Another thing that complex carbohydrates offer in substantial quantities is fiber, which health experts say we should be eating to the tune of 25 to 35 grams each day, instead of the 12 grams we currently average. In fact, says Dr. Ornish, fiber is the best antidote should insulin promote obesity even in the slightest way. "Fiber slows the absorption of the sugars that are contained in complex carbohydrates, so you don't get a rapid spike in blood sugar, you get a nice slow steady rise that gives you a constant source of energy and doesn't provoke a surge of insulin," he says. "And you don't get the fat and cholesterol that are high in protein foods.
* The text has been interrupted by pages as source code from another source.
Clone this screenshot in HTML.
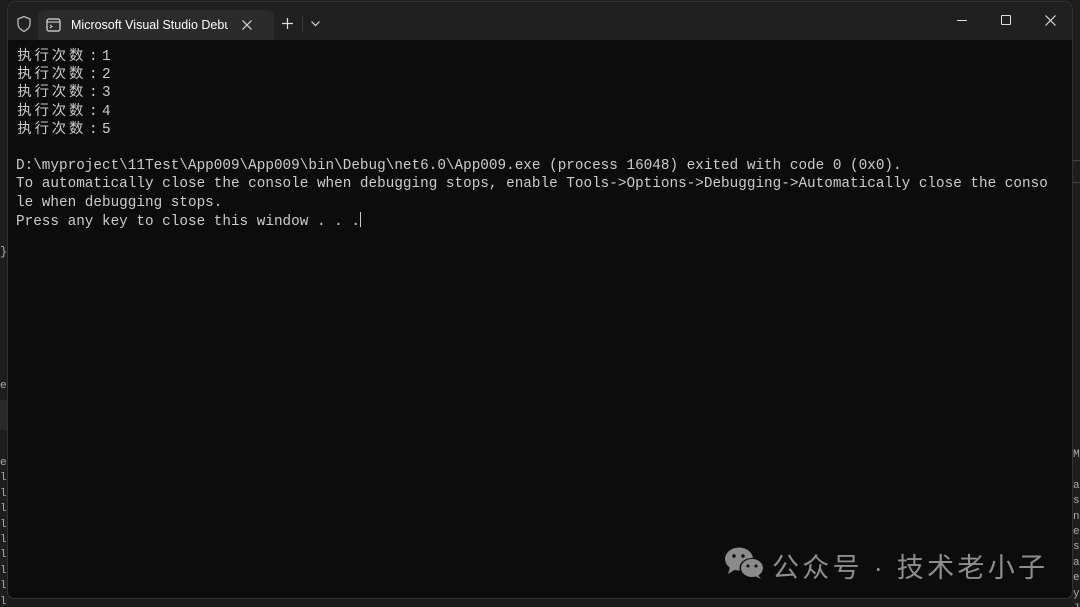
<!DOCTYPE html>
<html><head><meta charset="utf-8"><style>
html,body{margin:0;padding:0;width:1080px;height:607px;overflow:hidden;background:#1e1e1e;position:relative}
.strip{position:absolute;font-family:"Liberation Mono",monospace;font-size:11px;color:#aaa;line-height:15.4px}
#win{position:absolute;left:8px;top:2px;width:1064px;height:596px;background:#0c0c0c;border-radius:8px 8px 6px 6px;overflow:hidden;box-shadow:0 0 0 1px #333}
#bar{position:absolute;left:0;top:0;width:100%;height:38px;background:#202020}
#tab{position:absolute;left:30px;top:8px;width:236px;height:30px;background:#2b2b2b;border-radius:7px 7px 0 0}
#tab .t{position:absolute;left:33px;top:8px;font:12.5px "Liberation Sans",sans-serif;color:#fff;white-space:nowrap;width:157px;overflow:hidden}
#con{position:absolute;left:8px;top:46px;font-family:"Liberation Mono","Noto Sans CJK SC",monospace;font-size:14.33px;line-height:18.2px;color:#cccccc;white-space:pre}
.c{display:inline-block;width:17.2px;text-align:center}
.wm{position:absolute;left:772px;top:546px;font:27px "Liberation Sans","Noto Sans CJK SC",sans-serif;color:#8e8e8e;letter-spacing:3.3px;white-space:nowrap}
</style></head><body>
<div class="strip" style="left:0;top:379px">e<br><br><br><br><br>e<br>l<br>l<br>l<br>l<br>l<br>l<br>l<br>l<br>l<br>l</div>
<div style="position:absolute;left:0;top:400px;width:8px;height:30px;background:#2a2a2a"></div>
<div style="position:absolute;left:0;top:245px;color:#aaa;font:12px 'Liberation Mono',monospace">}</div>
<div class="strip" style="left:1073px;top:448px">M<br><br>a<br>s<br>n<br>e<br>s<br>a<br>e<br>y<br>J</div>
<div style="position:absolute;left:1072px;top:160px;width:8px;height:1px;background:#444"></div>
<div style="position:absolute;left:1072px;top:182px;width:8px;height:1px;background:#444"></div>
<div style="position:absolute;left:8px;top:599px;width:1064px;height:8px;background:#1a1a1a"></div>
<div id="win">
<div id="bar">
<svg style="position:absolute;left:8px;top:13px" width="16" height="18" viewBox="0 0 16 18"><path d="M8 1.5 L14 4 V9 C14 12.5 11 15 8 16.5 C5 15 2 12.5 2 9 V4 Z" fill="none" stroke="#bbb" stroke-width="1.3"/></svg>
<div id="tab">
<svg style="position:absolute;left:8px;top:8px" width="15" height="14" viewBox="0 0 15 14"><rect x="1" y="1" width="13" height="12" rx="2" fill="none" stroke="#ddd" stroke-width="1.2"/><line x1="1" y1="4" x2="14" y2="4" stroke="#ddd" stroke-width="1.1"/><path d="M4 7 L6 8.5 L4 10" fill="none" stroke="#ddd"/></svg>
<div class="t">Microsoft Visual Studio Debug Console</div>
<svg style="position:absolute;left:204px;top:10px" width="10" height="10" viewBox="0 0 10 10"><path d="M0.5 0.5 L9.5 9.5 M9.5 0.5 L0.5 9.5" stroke="#ddd" stroke-width="1.2"/></svg>
</div>
<svg style="position:absolute;left:274px;top:16px" width="11" height="11" viewBox="0 0 11 11"><path d="M5.5 0 V11 M0 5.5 H11" stroke="#ddd" stroke-width="1.2"/></svg>
<div style="position:absolute;left:294px;top:14px;width:1px;height:16px;background:#3a3a3a"></div>
<svg style="position:absolute;left:303px;top:19px" width="9" height="6" viewBox="0 0 9 6"><path d="M0.5 0.5 L4.5 4.5 L8.5 0.5" fill="none" stroke="#ddd" stroke-width="1.2"/></svg>
<div style="position:absolute;left:949px;top:18px;width:10px;height:1px;background:#ddd"></div>
<div style="position:absolute;left:993px;top:13px;width:8px;height:8px;border:1.2px solid #ddd;border-radius:1px"></div>
<svg style="position:absolute;left:1037px;top:13px" width="11" height="11" viewBox="0 0 11 11"><path d="M0.5 0.5 L10.5 10.5 M10.5 0.5 L0.5 10.5" stroke="#ddd" stroke-width="1.2"/></svg>
</div>
<div id="con"><span class="c">执</span><span class="c">行</span><span class="c">次</span><span class="c">数</span><span class="c">:</span>1
<span class="c">执</span><span class="c">行</span><span class="c">次</span><span class="c">数</span><span class="c">:</span>2
<span class="c">执</span><span class="c">行</span><span class="c">次</span><span class="c">数</span><span class="c">:</span>3
<span class="c">执</span><span class="c">行</span><span class="c">次</span><span class="c">数</span><span class="c">:</span>4
<span class="c">执</span><span class="c">行</span><span class="c">次</span><span class="c">数</span><span class="c">:</span>5

D:\myproject\11Test\App009\App009\bin\Debug\net6.0\App009.exe (process 16048) exited with code 0 (0x0).
To automatically close the console when debugging stops, enable Tools-&gt;Options-&gt;Debugging-&gt;Automatically close the conso
le when debugging stops.
Press any key to close this window . . .<span style="display:inline-block;width:1px;height:15px;background:#ccc;vertical-align:-2px"></span></div>
</div>
<svg style="position:absolute;left:724px;top:546px" width="42" height="34" viewBox="0 0 42 34"><ellipse cx="15" cy="13" rx="14" ry="11.5" fill="#8a8a8a"/><path d="M6 21 L4 28 L12 23Z" fill="#8a8a8a"/><ellipse cx="28" cy="22" rx="12.5" ry="10" fill="#0c0c0c"/><ellipse cx="28" cy="22" rx="11" ry="9" fill="#8a8a8a"/><path d="M34 29 L37 33 L31 30Z" fill="#8a8a8a"/><circle cx="10" cy="10" r="1.7" fill="#0c0c0c"/><circle cx="19" cy="10" r="1.7" fill="#0c0c0c"/><circle cx="24" cy="20" r="1.5" fill="#0c0c0c"/><circle cx="32" cy="20" r="1.5" fill="#0c0c0c"/></svg>
<div class="wm">公众号 · 技术老小子</div>
</body></html>
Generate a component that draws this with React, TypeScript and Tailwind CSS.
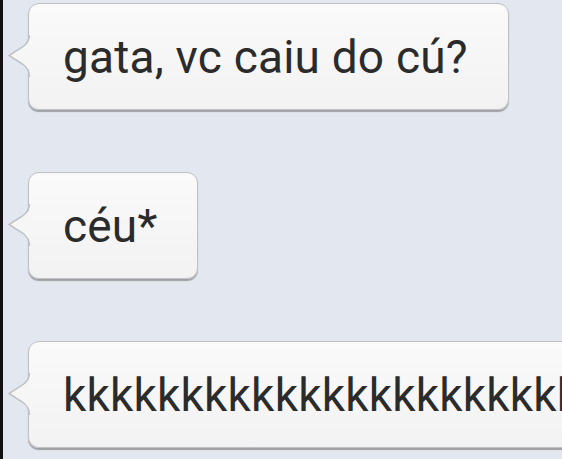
import React from "react";

const messages = [
  { id: 1, text: "gata, vc caiu do cú?" },
  { id: 2, text: "céu*" },
  { id: 3, text: "kkkkkkkkkkkkkkkkkkkkkkkkk" },
];

// Little pointer on the left side of each incoming bubble
function Tail() {
  return (
    <svg
      className="absolute left-[-21px] top-[31px]"
      width="23"
      height="42"
      viewBox="0 0 23 42"
    >
      <path
        d="M22 0 C22 6 19 9 15 12 L1 20.5 L15 29 C19 32 22 35 22 42 Z"
        fill="#f6f6f6"
      />
      <path
        d="M21.5 0 C21.5 6 18.5 9 14.5 12 L1 20.5 L14.5 29 C18.5 32 21.5 35 21.5 42"
        fill="none"
        stroke="#bfc1c5"
        strokeWidth="1.5"
      />
    </svg>
  );
}

function Bubble({ text }: { text: string }) {
  return (
    <div className="relative flex h-[107px] shrink-0 items-center whitespace-nowrap rounded-[11px] border-[1.5px] border-[#bfc1c5] bg-gradient-to-b from-[#fafafa] to-[#f2f2f2] pl-[34px] pr-[40px] shadow-[0_2px_1px_#9ea0a4]">
      <Tail />
      <span className="text-[46px] leading-none tracking-[0.2px] text-[#2b2b2b]">
        {text}
      </span>
    </div>
  );
}

export default function App() {
  return (
    <div
      className="flex h-[459px] w-[562px] overflow-hidden bg-[#e3e7ef]"
      style={{ fontFamily: "Roboto, 'Noto Sans', sans-serif" }}
    >
      <div className="w-[3px] shrink-0 bg-[#111]" />
      <div className="flex flex-col items-start gap-[62px] pt-[3px] pl-[25px]">
        {messages.map((m) => (
          <Bubble key={m.id} text={m.text} />
        ))}
      </div>
    </div>
  );
}
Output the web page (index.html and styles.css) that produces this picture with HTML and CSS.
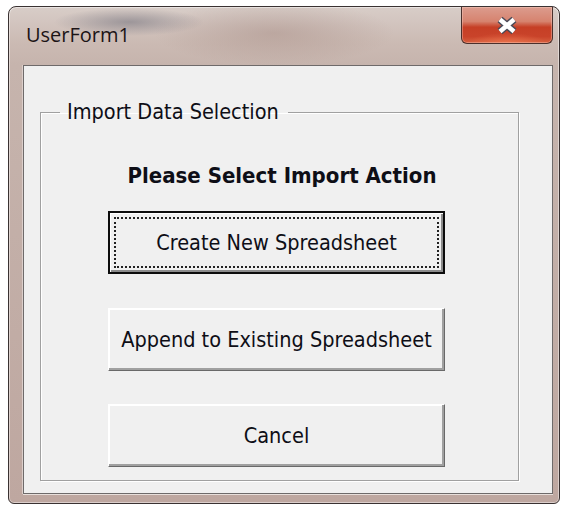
FILE: index.html
```html
<!DOCTYPE html>
<html lang="en">
<head>
<meta charset="utf-8">
<title>UserForm1</title>
<link rel="stylesheet" href="styles.css">
</head>
<body>
<div class="window">
  <div class="titlebar">
    <span class="title">UserForm1</span>
    <button class="close" type="button" aria-label="Close">
      <svg width="24" height="19" viewBox="0 0 24 19" aria-hidden="true">
        <path d="M5 3.5 L19 15.5 M19 3.5 L5 15.5" fill="none" stroke="#4a4a58" stroke-width="7.5"/>
        <path d="M5 3.5 L19 15.5 M19 3.5 L5 15.5" fill="none" stroke="#ffffff" stroke-width="4.5"/>
      </svg>
    </button>
  </div>
  <div class="client">
    <fieldset class="group">
      <legend>Import Data Selection</legend>
      <p class="prompt">Please Select Import Action</p>
      <button class="btn btn-default" type="button">Create New Spreadsheet</button>
      <button class="btn" type="button">Append to Existing Spreadsheet</button>
      <button class="btn" type="button">Cancel</button>
    </fieldset>
  </div>
</div>
</body>
</html>
```
FILE: styles.css
```css
html, body {
  margin: 0;
  background: #ffffff;
}

/* Aero-style window frame */
.window {
  box-sizing: border-box;
  width: 552px;
  height: 498px;
  margin: 6px 0 0 8px;
  padding: 0 6px 9px 14px;
  display: flex;
  flex-direction: column;
  border: 1px solid #3a3232;
  border-radius: 8px 8px 6px 6px;
  box-shadow: inset 0 0 0 1px rgba(255, 255, 255, 0.45);
  background:
    radial-gradient(ellipse 75px 14px at 120px 15px, rgba(120, 118, 128, 0.6), rgba(120, 118, 128, 0) 100%),
    radial-gradient(ellipse 120px 32px at 265px 26px, rgba(165, 138, 130, 0.45), rgba(165, 138, 130, 0) 100%),
    linear-gradient(180deg, #d8cdc8 0, #cbbab3 36px, #c6b4ad 58px, #bea7a0 100%);
}

.titlebar {
  height: 58px;
  flex: none;
  display: flex;
  align-items: flex-start;
  justify-content: space-between;
}

.title {
  margin: 16px 0 0 3px;
  font: 20px/24px "Open Sans", "Noto Sans", sans-serif;
  color: #1c1416;
}

/* red caption close button */
.close {
  width: 92px;
  height: 37px;
  margin: 0;
  padding: 0;
  display: flex;
  align-items: center;
  justify-content: center;
  border: 1px solid #4a302c;
  border-top: none;
  border-radius: 0 0 6px 6px;
  box-shadow: inset 0 0 0 1px rgba(255, 220, 210, 0.35);
  background:
    radial-gradient(ellipse 40px 10px at 50% 100%, rgba(240, 120, 80, 0.7), rgba(240, 120, 80, 0)),
    linear-gradient(180deg, #dc9c8e 0%, #d6836f 40%, #c63f26 56%, #c9432a 82%, #d6603f 100%);
}

.close svg {
  display: block;
}

/* form client area */
.client {
  flex: 1;
  display: flex;
  background: #f0f0f0;
  border: 1px solid #6e6a6a;
  box-shadow: 0 1px 0 #e8dfdb, -1px 0 0 #dccfcb;
}

.group {
  flex: 1;
  min-width: 0;
  margin: 34px 33px 12px 16px;
  padding: 0;
  border: 1px solid #a0a0a0;
  box-shadow: 1px 1px 0 #ffffff, inset 1px 1px 0 #ffffff;
  font-family: "DejaVu Sans Condensed", "DejaVu Sans", sans-serif;
  color: #0e0e16;
}

.group legend {
  margin-left: 19px;
  padding: 0 9px 0 7px;
  font-size: 21.5px;
  line-height: 24px;
}

.prompt {
  margin: 40px 0 0;
  padding-left: 5px;
  text-align: center;
  font-size: 22px;
  font-weight: bold;
  line-height: 24px;
}

.btn {
  display: block;
  box-sizing: border-box;
  width: 337px;
  height: 63px;
  margin: 34px 0 0 67px;
  padding: 0;
  font: 21.5px "DejaVu Sans Condensed", "DejaVu Sans", sans-serif;
  color: #0e0e16;
  background: #f0f0f0;
  border: 1px solid;
  border-color: #ffffff #696969 #696969 #ffffff;
  box-shadow: inset -2px -2px 0 #a0a0a0, inset 1px 1px 0 #ffffff;
}

.btn + .btn + .btn {
  margin-top: 33px;
}

/* default button with focus rectangle */
.btn-default {
  margin-top: 23px;
  border: 2px solid #0c0c0c;
  box-shadow: inset 1px 1px 0 #ffffff, inset -2px -2px 0 #8c8c8c;
  outline: 2px dotted #222222;
  outline-offset: -8px;
}
```
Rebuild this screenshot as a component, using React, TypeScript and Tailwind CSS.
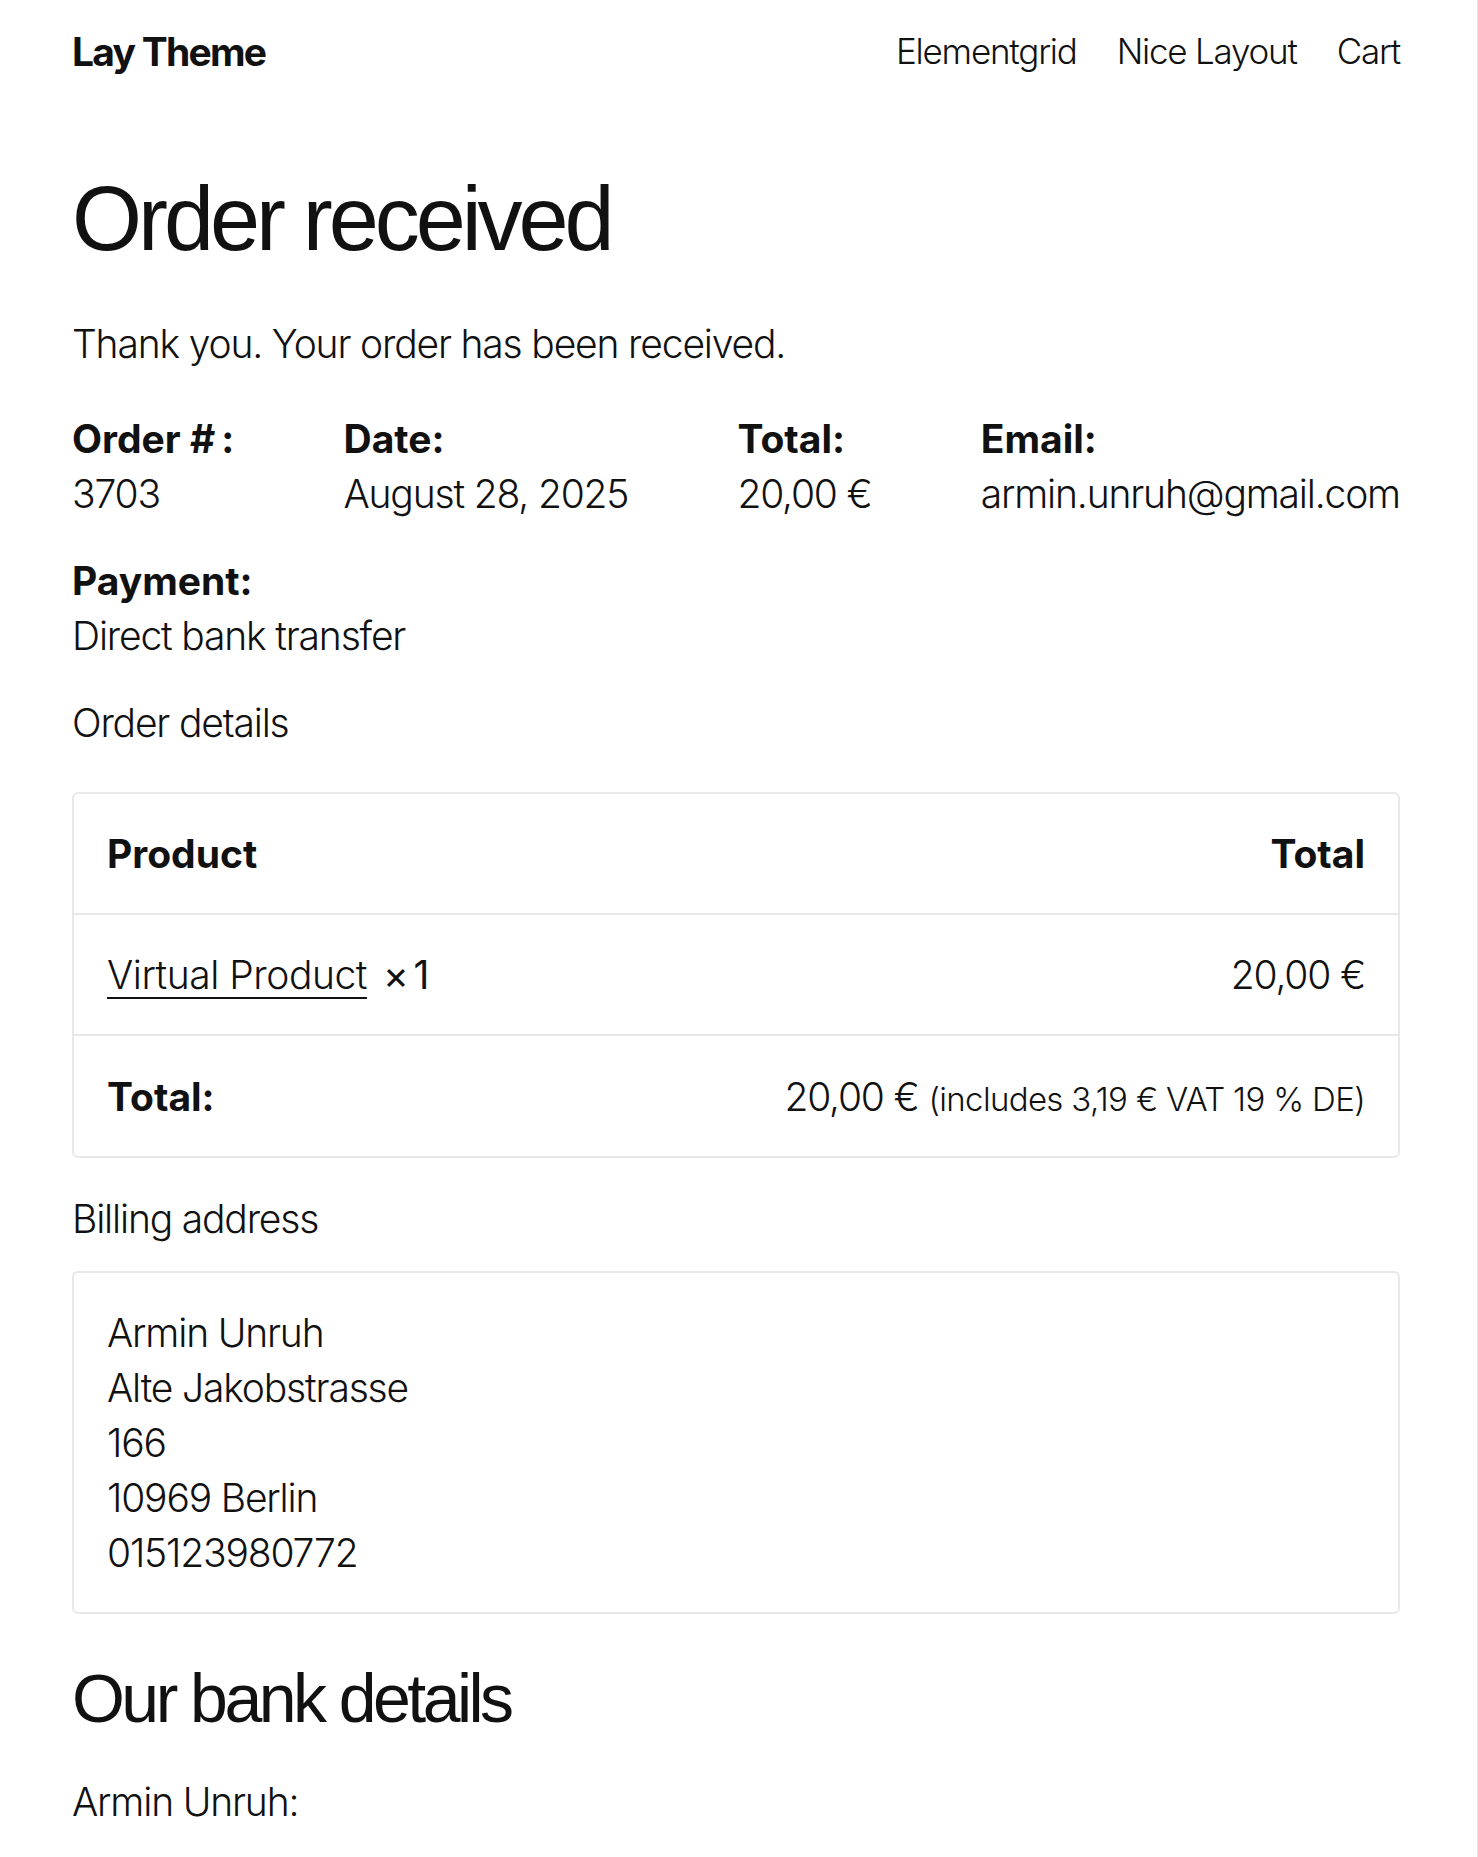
import React from "react";

const body = { fontFamily: "Inter, 'Noto Sans', sans-serif" } as React.CSSProperties;
const head = { fontFamily: "'Liberation Sans', Arial, sans-serif" } as React.CSSProperties;

export default function App() {
  return (
    <div
      className="min-h-[1857px] w-full bg-white text-[#111] border-r border-[#e4e4e4]"
      style={body}
    >
      <div className="pl-[72px] pr-[77px]">
        {/* Header */}
        <header className="flex items-center justify-between pt-[24px] leading-[55px]">
          <div className="text-[39px] font-bold tracking-[-0.045em]">Lay Theme</div>
          <nav className="flex gap-[40px] text-[35px] font-[260] tracking-[-0.035em]">
            <a>Elementgrid</a>
            <a>Nice Layout</a>
            <a>Cart</a>
          </nav>
        </header>

        <h1
          className="mt-[91px] text-[90px] leading-[99px] font-normal tracking-[-0.045em]"
          style={head}
        >
          Order received
        </h1>

        <div className="text-[39px] leading-[55px] font-[260] tracking-[-0.03em]">
          <p className="mt-[47px]">Thank you. Your order has been received.</p>

          <div className="mt-[40px] flex justify-between">
            <div>
              <div className="font-bold tracking-normal">Order #&thinsp;:</div>
              <div>3703</div>
            </div>
            <div>
              <div className="font-bold tracking-normal">Date:</div>
              <div>August 28, 2025</div>
            </div>
            <div>
              <div className="font-bold tracking-normal">Total:</div>
              <div>20,00 €</div>
            </div>
            <div>
              <div className="font-bold tracking-normal">Email:</div>
              <div>armin.unruh@gmail.com</div>
            </div>
          </div>

          <div className="mt-[32px]">
            <div className="font-bold tracking-normal">Payment:</div>
            <div>Direct bank transfer</div>
          </div>

          <h2 className="mt-[32px]">Order details</h2>

          <div className="mt-[42px] rounded-[6px] border-2 border-[#e8e8e8]">
            <div className="flex justify-between border-b-2 border-[#e8e8e8] px-[33px] py-[32px] font-bold tracking-normal">
              <span>Product</span>
              <span>Total</span>
            </div>
            <div className="flex justify-between border-b-2 border-[#e8e8e8] px-[33px] py-[32px]">
              <span>
                <a className="underline decoration-2 underline-offset-[8px] tracking-[-0.012em]">
                  Virtual Product
                </a>
                <span className="ml-[16px] font-normal">×&thinsp;1</span>
              </span>
              <span>20,00 €</span>
            </div>
            <div className="flex items-baseline justify-between px-[33px] pt-[33px] pb-[32px]">
              <span className="font-bold tracking-normal">Total:</span>
              <span className="h-[55px]">
                20,00 €{" "}
                <span className="text-[33px] leading-[0px] tracking-[-0.02em]">
                  (includes 3,19 € VAT 19 % DE)
                </span>
              </span>
            </div>
          </div>

          <h2 className="mt-[33px]">Billing address</h2>

          <div className="mt-[25px] rounded-[6px] border-2 border-[#e8e8e8] px-[33px] py-[32px]">
            <div>Armin Unruh</div>
            <div>Alte Jakobstrasse</div>
            <div>166</div>
            <div>10969 Berlin</div>
            <div>015123980772</div>
          </div>
        </div>

        <h2
          className="mt-[44px] text-[68px] leading-[80px] font-normal tracking-[-0.052em]"
          style={head}
        >
          Our bank details
        </h2>

        <h3 className="mt-[36px] text-[39px] leading-[55px] font-[260] tracking-[-0.03em]">
          Armin Unruh:
        </h3>
      </div>
    </div>
  );
}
You get the best of both worlds."

What's more, if you're on a low-fat diet, eating lots of carbohydrates stabilizes your metabolism and may even boost it so that you burn calories more quickly. Normally, when your body detects too little fat coming in, its reaction is to lower the metabolic rate to conserve energy. "But if carbohydrates increase, it seems as if the body can't detect a reduction in the amount of fat coming in, so the metabolism doesn't change," observes Levitsky. Consuming carbs may even improve your mood and your relationships. A 1992 study of 233 families in Portland, Oregon, directed by Gerdi Weidner, Ph.D., found that those who switched to a diet low in fat and high in complex carbohydrates experienced a reduction in depression and aggressive hostility -- as well as in their cholesterol levels.

Finally, gram for gram, carbohydrates contain half the calories of fat. In our society, where total calorie intake today is about 9 percent higher than in the 1970s, finding any way to reduce calorie intake can only help. The key is not to treat all carbohydrates alike. Eat complex carbohydrates, not prepackaged cookies, cakes and pretzels, which, whether nofat or low-fat, are loaded with calories that add up quickly when eaten in excess. "The only way you're ever going to lose weight is if you're taking in fewer calories than your body needs," says Dolins. "There is no situation where that is not true."

NUNA ALBERTS is a freelance writer specializing in health issues.